Just prior to the Big Bang the super dense object had become highly
unstable. Apart from the tremendous pressure being built up by the intense
heat generated by the “newly” created forces it was being torn apart by
the intensely warped dimensions plus the faster time potential was outward
rather than inward. All these factors combined to cause the super dense
object to explode. As I explained
earlier
it followed the lines of least resistance, that would be where the warped
dimensions met. Also some of the heavier elements were blasted through the
compacted dimensions which allowed them to avoid being reduced to
fundamental particles in the intense heat which followed the Big Bang.
[ These heavier elements would have appeared to
have travelled faster than the speed of light.]

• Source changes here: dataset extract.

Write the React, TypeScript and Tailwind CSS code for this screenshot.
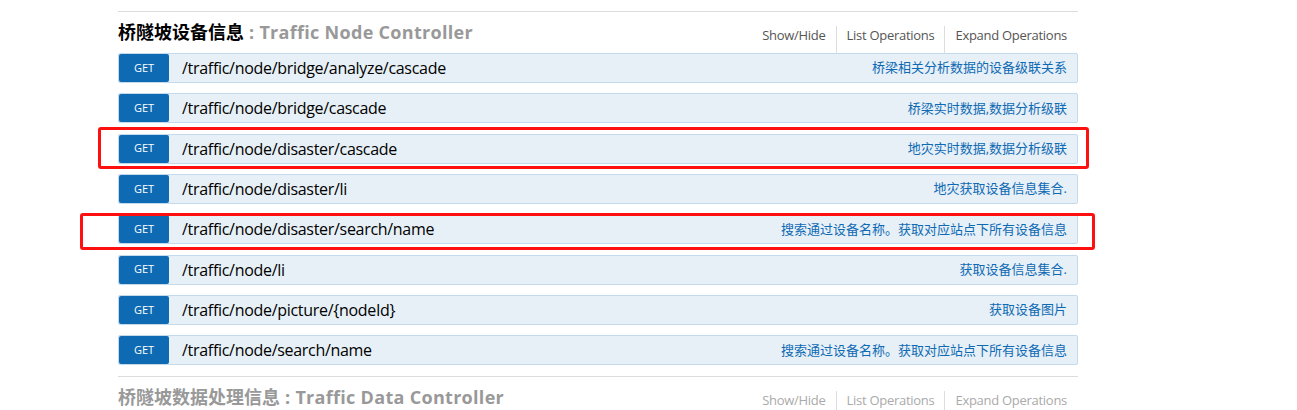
import React from "react";

const ops = [
  { path: "/traffic/node/bridge/analyze/cascade", desc: "桥梁相关分析数据的设备级联关系" },
  { path: "/traffic/node/bridge/cascade", desc: "桥梁实时数据,数据分析级联" },
  { path: "/traffic/node/disaster/cascade", desc: "地灾实时数据,数据分析级联" },
  { path: "/traffic/node/disaster/li", desc: "地灾获取设备信息集合." },
  { path: "/traffic/node/disaster/search/name", desc: "搜索通过设备名称。获取对应站点下所有设备信息" },
  { path: "/traffic/node/li", desc: "获取设备信息集合." },
  { path: "/traffic/node/picture/{nodeId}", desc: "获取设备图片" },
  { path: "/traffic/node/search/name", desc: "搜索通过设备名称。获取对应站点下所有设备信息" },
];

const Options = ({ active }: { active: boolean }) => {
  const color = active ? "text-[#555555]" : "text-[#aaaaaa]";
  return (
    <ul className={`flex pt-[14px] text-[13px] leading-[18px] tracking-[-0.28px] ${color}`}>
      <li className="border-r border-[#dddddd] px-[10px]">Show/Hide</li>
      <li className="border-r border-[#dddddd] px-[10px]">List Operations</li>
      <li className="pl-[10px] pr-[11px]">Expand Operations</li>
    </ul>
  );
};

const Heading = ({
  name,
  desc,
  active,
}: {
  name: string;
  desc: string;
  active: boolean;
}) => (
  <div className="flex h-[41px] justify-between">
    <h2 className="pt-[8px] text-[18px] font-bold leading-[24px] text-[#999999]">
      <span className={active ? "text-black" : ""}>{name}</span>
      <span className="tracking-[0.3px]"> : {desc}</span>
    </h2>
    <Options active={active} />
  </div>
);

const App = () => {
  return (
    <div className="relative h-[410px] w-full overflow-hidden bg-white font-['Open_Sans','Noto_Sans_CJK_SC',sans-serif]">
      <div className="ml-[118px] w-[960px]">
        {/* bottom edge of the collapsed resource above */}
        <div className="h-[12px] border-b border-[#dddddd]" />

        <div className="border-b border-[#dddddd] pb-[0.6px]">
          <Heading name="桥隧坡设备信息" desc="Traffic Node Controller" active={true} />
          <ul className="flex flex-col">
            {ops.map((op) => (
              <li
                key={op.path}
                className="mb-[10.34px] flex h-[30px] items-center rounded-[2px] border border-[#c3d9ec] bg-[#e7f0f7]"
              >
                <span className="flex h-full w-[50px] items-center justify-center rounded-[2px] bg-[#0f6ab4] text-[11px] text-white">
                  GET
                </span>
                <span className="pl-[13px] text-[16px] tracking-[-0.3px] text-black">{op.path}</span>
                <span className="ml-auto pr-[10px] text-[13px] text-[#0f6ab4]">{op.desc}</span>
              </li>
            ))}
          </ul>
        </div>

        <Heading name="桥隧坡数据处理信息" desc="Traffic Data Controller" active={false} />
      </div>

      {/* red annotation boxes */}
      <div className="absolute left-[98px] top-[127px] h-[42px] w-[991px] rounded-[3px] border-[3px] border-[#ff1010]" />
      <div className="absolute left-[80px] top-[213px] h-[37px] w-[1015px] rounded-[3px] border-[3px] border-[#ff1010]" />
    </div>
  );
};

export default App;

The majority of the matter and energy would have been contained within the
shell of the expanding universe and would have conformed to the laws of
relativity. It is important to realize that although the dimensions were
compacted so was the space between them, so if we imagine that two points
A and B were a light year apart in the Euclidean universe and were
compacted to be adjacent to each other in the early relativistic universe
it would still take a light year for a beam of light to travel from point
A to point B.
Time itself would be running extremely slowly in fact a substantial amount
of the early universe would be experiencing zero time as it accelerated
outward at the speed of light. The universe itself would have been
extremely hot another bar to fast time. Even so the universe would not be
uniformly hot, some points would be
marginally
cooler than others and these cooler points would experience faster time.
It would be at these cooler points that the forces of attraction would
start to take hold. As the universe expanded and started to cool these
points became more significant allowing atoms to form and eventually stars
to coalesce.
The evidence of a distortion in space-time prior to the Big Bang can be
found in the fact that most galaxies seem to align to certain planes
instead of being uniformly spread throughout the universe.